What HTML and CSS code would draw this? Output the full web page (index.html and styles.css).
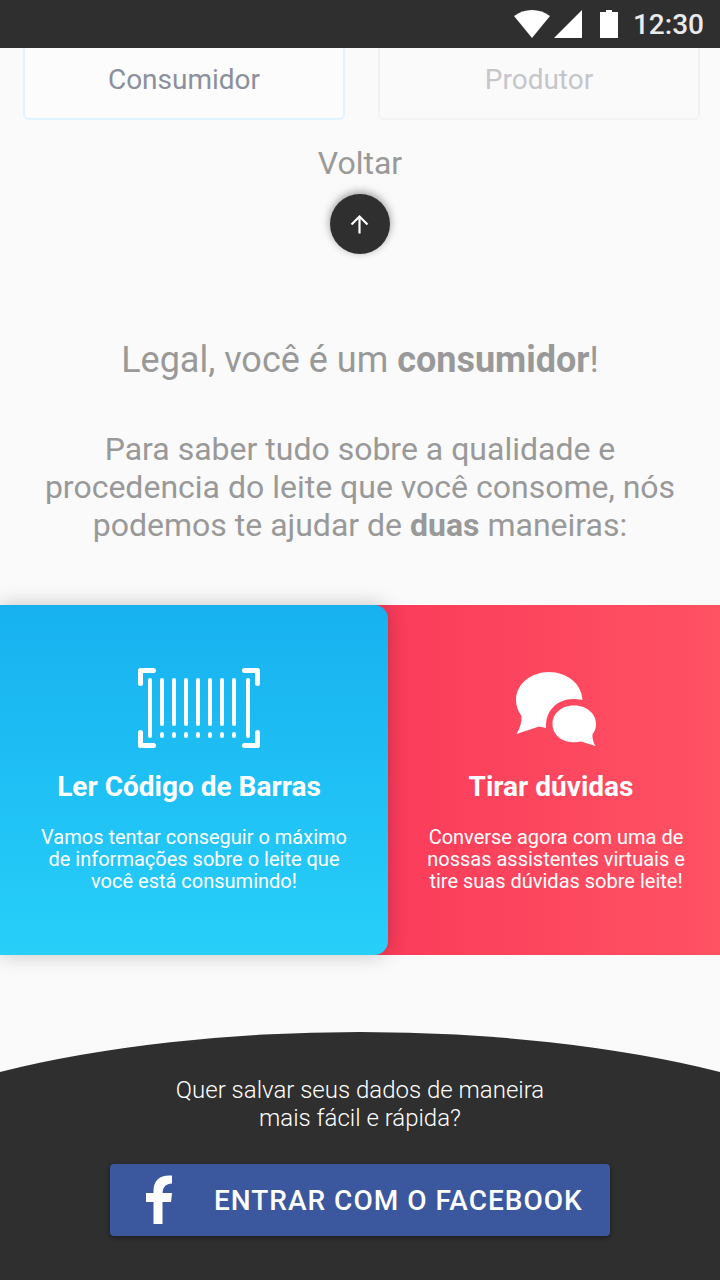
FILE: index.html
```html
<!DOCTYPE html>
<html lang="pt-BR">
<head>
<meta charset="utf-8">
<meta name="viewport" content="width=device-width, initial-scale=1">
<title>Consumidor</title>
<link rel="stylesheet" href="styles.css">
</head>
<body>
<header class="status-bar">
  <svg class="status-icons" width="104" height="28" viewBox="0 0 104 28" fill="#fff" aria-hidden="true">
    <path d="M0 6Q8 0 18 0T36 6L18 28Z"/>
    <path d="M40 28L68 0V28Z"/>
    <path d="M86 2H92V0H98V2H104V28H86Z"/>
  </svg>
  <time class="clock">12:30</time>
</header>
<main class="content">
  <div class="profiles">
    <button class="profile profile-active" type="button">Consumidor</button>
    <button class="profile" type="button">Produtor</button>
  </div>
  <div class="back">
    <label class="back-label" for="back">Voltar</label>
    <button class="back-button" id="back" type="button">
      <svg width="20" height="20" viewBox="0 0 20 20" fill="none" stroke="#fff" stroke-width="2.200" aria-hidden="true"><path d="M9.500 19.500V3M1.500 10.500L9.500 2.500L17.500 10.500"/></svg>
    </button>
  </div>
  <section class="intro">
    <h1 class="intro-title">Legal, você é um <strong>consumidor</strong>!</h1>
    <p class="intro-text">Para saber tudo sobre a qualidade e<br>procedencia do leite que você consome, nós<br>podemos te ajudar de <strong>duas</strong> maneiras:</p>
  </section>
  <section class="options">
    <a class="option option-scan" href="#barras">
      <svg class="option-icon" width="122" height="80" viewBox="0 0 122 80" fill="none" stroke="#fff" stroke-linecap="round" aria-hidden="true">
        <path stroke-width="5" stroke-linejoin="round" d="M2.500 15.500V2.500H15.500M106.500 2.500H119.500V15.500M2.500 64.500V77.500H15.500M106.500 77.500H119.500V64.500"/>
        <path stroke-width="4" d="M12 12V68M24 12V56M36 12V56M48 12V56M60 12V56M72 12V56M84 12V56M96 12V56M110 12V68M24 66V68M36 66V68M48 66V68M60 66V68M72 66V68M84 66V68M96 66V68"/>
      </svg>
      <h2 class="option-title">Ler Código de Barras</h2>
      <p class="option-text">Vamos tentar conseguir o máximo<br>de informações sobre o leite que<br>você está consumindo!</p>
    </a>
    <a class="option option-chat" href="#duvidas">
      <svg class="option-icon" width="80" height="80" viewBox="0 0 80 80" fill="#fff" aria-hidden="true">
        <path d="M0 32C0 16 15 4 33 4C51 4 66 16 66.500 32C45 27 29 40 30 60L23 58.500L0.500 66C4 60 6 54 5.500 48C2 43 0 38 0 32Z"/>
        <path d="M58 37.500C70 37.500 80 45 80 56C80 60 79 63.500 76.500 66C76 70 77.500 75 79.500 78L65 73.500C50 77 36.500 69 36.500 56C36.500 45 46 37.500 58 37.500Z"/>
      </svg>
      <h2 class="option-title">Tirar dúvidas</h2>
      <p class="option-text">Converse agora com uma de<br>nossas assistentes virtuais e<br>tire suas dúvidas sobre leite!</p>
    </a>
  </section>
</main>
<footer class="footer">
  <svg class="footer-curve" viewBox="0 0 720 40" preserveAspectRatio="none" aria-hidden="true"><path fill="#2f2f2f" d="M0 40A600 200 0 0 1 720 40Z"/></svg>
  <div class="footer-body">
    <p class="footer-text">Quer salvar seus dados de maneira<br>mais fácil e rápida?</p>
    <button class="facebook" type="button">
      <svg class="facebook-icon" width="28" height="50" viewBox="0 0 28 50" fill="#fff" aria-hidden="true"><path d="M7.500 49V27H0V18H7.500V16C7.500 5 14 -0.500 26 0.500V8.500C20 8.500 17 12 16.500 18H26L25 27H16.500V49Z"/></svg>
      <span class="facebook-label">ENTRAR COM O FACEBOOK</span>
    </button>
  </div>
</footer>
</body>
</html>
```
FILE: styles.css
```css
* {
  box-sizing: border-box;
}

body {
  margin: 0;
  min-height: 100vh;
  display: flex;
  flex-direction: column;
  background: #fafafa;
  color: #999;
  font-family: Roboto, "Noto Sans", sans-serif;
}

h1, h2, p {
  margin: 0;
  font-weight: 400;
}

button {
  border: 0;
  padding: 0;
  font: inherit;
  cursor: pointer;
}

.status-bar {
  height: 48px;
  padding: 0 16px;
  display: flex;
  align-items: center;
  justify-content: flex-end;
  gap: 15px;
  background: #2f2f2f;
}

.clock {
  color: #eaeaea;
  font-size: 28px;
  font-weight: 500;
}

.profiles {
  display: grid;
  grid-template-columns: 1fr 1fr;
  gap: 33px;
  padding: 0 20px 0 23px;
}

.profile {
  height: 72px;
  padding-bottom: 8px;
  border: 2px solid #f2f2f2;
  border-top: 0;
  border-radius: 0 0 6px 6px;
  background: #fafafa;
  color: #c5c5cb;
  font-size: 28px;
}

.profile-active {
  border-color: #e0f4ff;
  background: #fcfcfc;
  color: #8b909c;
}

.back {
  display: flex;
  flex-direction: column;
  align-items: center;
  gap: 12px;
  padding-top: 24px;
}

.back-label {
  font-size: 32px;
  line-height: 38px;
}

.back-button {
  display: grid;
  place-items: center;
  width: 60px;
  height: 60px;
  border-radius: 50%;
  background: #2f2f2f;
  box-shadow: 0 -2px 8px rgba(0, 0, 0, 0.4);
}

.intro {
  padding: 84px 16px 61px;
  text-align: center;
}

.intro-title {
  font-size: 36px;
  line-height: 44px;
}

.intro-text {
  margin-top: 48px;
  font-size: 32px;
  line-height: 38px;
}

.options {
  display: grid;
  grid-template-columns: 388fr 332fr;
  background: linear-gradient(90deg, #fa3c5a 54%, #ff5263);
}

.option {
  display: flex;
  flex-direction: column;
  align-items: center;
  min-height: 350px;
  padding: 63px 0 60px;
  color: #fff;
  text-align: center;
  text-decoration: none;
}

.option-scan {
  position: relative;
  border-radius: 0 14px 14px 0;
  background: linear-gradient(#17b1f0, #27cff9);
  box-shadow: 0 0 20px rgba(0, 0, 0, 0.22);
}

.option-chat {
  padding-left: 4px;
}

.option-scan .option-icon {
  margin-left: 10px;
}

.option-title {
  margin: 22px 10px 0 0;
  font-size: 28px;
  font-weight: 700;
  line-height: 34px;
}

.option-text {
  margin-top: 22px;
  font-size: 20px;
  line-height: 22px;
}

.footer {
  margin-top: auto;
  display: flex;
  flex-direction: column;
}

.footer-curve {
  display: block;
  width: 100%;
  height: 40px;
}

.footer-body {
  display: flex;
  flex-direction: column;
  align-items: center;
  gap: 32px;
  padding: 4px 16px 44px;
  background: #2f2f2f;
}

.footer-text {
  color: #fff;
  font-size: 24px;
  font-weight: 300;
  line-height: 28px;
  text-align: center;
}

.facebook {
  display: flex;
  align-items: center;
  gap: 40px;
  width: 100%;
  max-width: 500px;
  height: 72px;
  padding: 0 28px 0 36px;
  border-radius: 4px;
  background: #3b579d;
  box-shadow: 0 2px 5px rgba(0, 0, 0, 0.4);
  color: #fff;
}

.facebook-icon {
  flex: none;
}

.facebook-label {
  font-size: 28px;
  font-weight: 500;
  letter-spacing: 1px;
  white-space: nowrap;
}
```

::::

▶ Instructions to follow: Reproduce the full listing above verbatim, with no pictures included.

▶ The output:
What HTML and CSS code would draw this? Output the full web page (index.html and styles.css).
FILE: index.html
```html
<!DOCTYPE html>
<html lang="pt-BR">
<head>
<meta charset="utf-8">
<meta name="viewport" content="width=device-width, initial-scale=1">
<title>Consumidor</title>
<link rel="stylesheet" href="styles.css">
</head>
<body>
<header class="status-bar">
  <svg class="status-icons" width="104" height="28" viewBox="0 0 104 28" fill="#fff" aria-hidden="true">
    <path d="M0 6Q8 0 18 0T36 6L18 28Z"/>
    <path d="M40 28L68 0V28Z"/>
    <path d="M86 2H92V0H98V2H104V28H86Z"/>
  </svg>
  <time class="clock">12:30</time>
</header>
<main class="content">
  <div class="profiles">
    <button class="profile profile-active" type="button">Consumidor</button>
    <button class="profile" type="button">Produtor</button>
  </div>
  <div class="back">
    <label class="back-label" for="back">Voltar</label>
    <button class="back-button" id="back" type="button">
      <svg width="20" height="20" viewBox="0 0 20 20" fill="none" stroke="#fff" stroke-width="2.200" aria-hidden="true"><path d="M9.500 19.500V3M1.500 10.500L9.500 2.500L17.500 10.500"/></svg>
    </button>
  </div>
  <section class="intro">
    <h1 class="intro-title">Legal, você é um <strong>consumidor</strong>!</h1>
    <p class="intro-text">Para saber tudo sobre a qualidade e<br>procedencia do leite que você consome, nós<br>podemos te ajudar de <strong>duas</strong> maneiras:</p>
  </section>
  <section class="options">
    <a class="option option-scan" href="#barras">
      <svg class="option-icon" width="122" height="80" viewBox="0 0 122 80" fill="none" stroke="#fff" stroke-linecap="round" aria-hidden="true">
        <path stroke-width="5" stroke-linejoin="round" d="M2.500 15.500V2.500H15.500M106.500 2.500H119.500V15.500M2.500 64.500V77.500H15.500M106.500 77.500H119.500V64.500"/>
        <path stroke-width="4" d="M12 12V68M24 12V56M36 12V56M48 12V56M60 12V56M72 12V56M84 12V56M96 12V56M110 12V68M24 66V68M36 66V68M48 66V68M60 66V68M72 66V68M84 66V68M96 66V68"/>
      </svg>
      <h2 class="option-title">Ler Código de Barras</h2>
      <p class="option-text">Vamos tentar conseguir o máximo<br>de informações sobre o leite que<br>você está consumindo!</p>
    </a>
    <a class="option option-chat" href="#duvidas">
      <svg class="option-icon" width="80" height="80" viewBox="0 0 80 80" fill="#fff" aria-hidden="true">
        <path d="M0 32C0 16 15 4 33 4C51 4 66 16 66.500 32C45 27 29 40 30 60L23 58.500L0.500 66C4 60 6 54 5.500 48C2 43 0 38 0 32Z"/>
        <path d="M58 37.500C70 37.500 80 45 80 56C80 60 79 63.500 76.500 66C76 70 77.500 75 79.500 78L65 73.500C50 77 36.500 69 36.500 56C36.500 45 46 37.500 58 37.500Z"/>
      </svg>
      <h2 class="option-title">Tirar dúvidas</h2>
      <p class="option-text">Converse agora com uma de<br>nossas assistentes virtuais e<br>tire suas dúvidas sobre leite!</p>
    </a>
  </section>
</main>
<footer class="footer">
  <svg class="footer-curve" viewBox="0 0 720 40" preserveAspectRatio="none" aria-hidden="true"><path fill="#2f2f2f" d="M0 40A600 200 0 0 1 720 40Z"/></svg>
  <div class="footer-body">
    <p class="footer-text">Quer salvar seus dados de maneira<br>mais fácil e rápida?</p>
    <button class="facebook" type="button">
      <svg class="facebook-icon" width="28" height="50" viewBox="0 0 28 50" fill="#fff" aria-hidden="true"><path d="M7.500 49V27H0V18H7.500V16C7.500 5 14 -0.500 26 0.500V8.500C20 8.500 17 12 16.500 18H26L25 27H16.500V49Z"/></svg>
      <span class="facebook-label">ENTRAR COM O FACEBOOK</span>
    </button>
  </div>
</footer>
</body>
</html>
```
FILE: styles.css
```css
* {
  box-sizing: border-box;
}

body {
  margin: 0;
  min-height: 100vh;
  display: flex;
  flex-direction: column;
  background: #fafafa;
  color: #999;
  font-family: Roboto, "Noto Sans", sans-serif;
}

h1, h2, p {
  margin: 0;
  font-weight: 400;
}

button {
  border: 0;
  padding: 0;
  font: inherit;
  cursor: pointer;
}

.status-bar {
  height: 48px;
  padding: 0 16px;
  display: flex;
  align-items: center;
  justify-content: flex-end;
  gap: 15px;
  background: #2f2f2f;
}

.clock {
  color: #eaeaea;
  font-size: 28px;
  font-weight: 500;
}

.profiles {
  display: grid;
  grid-template-columns: 1fr 1fr;
  gap: 33px;
  padding: 0 20px 0 23px;
}

.profile {
  height: 72px;
  padding-bottom: 8px;
  border: 2px solid #f2f2f2;
  border-top: 0;
  border-radius: 0 0 6px 6px;
  background: #fafafa;
  color: #c5c5cb;
  font-size: 28px;
}

.profile-active {
  border-color: #e0f4ff;
  background: #fcfcfc;
  color: #8b909c;
}

.back {
  display: flex;
  flex-direction: column;
  align-items: center;
  gap: 12px;
  padding-top: 24px;
}

.back-label {
  font-size: 32px;
  line-height: 38px;
}

.back-button {
  display: grid;
  place-items: center;
  width: 60px;
  height: 60px;
  border-radius: 50%;
  background: #2f2f2f;
  box-shadow: 0 -2px 8px rgba(0, 0, 0, 0.4);
}

.intro {
  padding: 84px 16px 61px;
  text-align: center;
}

.intro-title {
  font-size: 36px;
  line-height: 44px;
}

.intro-text {
  margin-top: 48px;
  font-size: 32px;
  line-height: 38px;
}

.options {
  display: grid;
  grid-template-columns: 388fr 332fr;
  background: linear-gradient(90deg, #fa3c5a 54%, #ff5263);
}

.option {
  display: flex;
  flex-direction: column;
  align-items: center;
  min-height: 350px;
  padding: 63px 0 60px;
  color: #fff;
  text-align: center;
  text-decoration: none;
}

.option-scan {
  position: relative;
  border-radius: 0 14px 14px 0;
  background: linear-gradient(#17b1f0, #27cff9);
  box-shadow: 0 0 20px rgba(0, 0, 0, 0.22);
}

.option-chat {
  padding-left: 4px;
}

.option-scan .option-icon {
  margin-left: 10px;
}

.option-title {
  margin: 22px 10px 0 0;
  font-size: 28px;
  font-weight: 700;
  line-height: 34px;
}

.option-text {
  margin-top: 22px;
  font-size: 20px;
  line-height: 22px;
}

.footer {
  margin-top: auto;
  display: flex;
  flex-direction: column;
}

.footer-curve {
  display: block;
  width: 100%;
  height: 40px;
}

.footer-body {
  display: flex;
  flex-direction: column;
  align-items: center;
  gap: 32px;
  padding: 4px 16px 44px;
  background: #2f2f2f;
}

.footer-text {
  color: #fff;
  font-size: 24px;
  font-weight: 300;
  line-height: 28px;
  text-align: center;
}

.facebook {
  display: flex;
  align-items: center;
  gap: 40px;
  width: 100%;
  max-width: 500px;
  height: 72px;
  padding: 0 28px 0 36px;
  border-radius: 4px;
  background: #3b579d;
  box-shadow: 0 2px 5px rgba(0, 0, 0, 0.4);
  color: #fff;
}

.facebook-icon {
  flex: none;
}

.facebook-label {
  font-size: 28px;
  font-weight: 500;
  letter-spacing: 1px;
  white-space: nowrap;
}
```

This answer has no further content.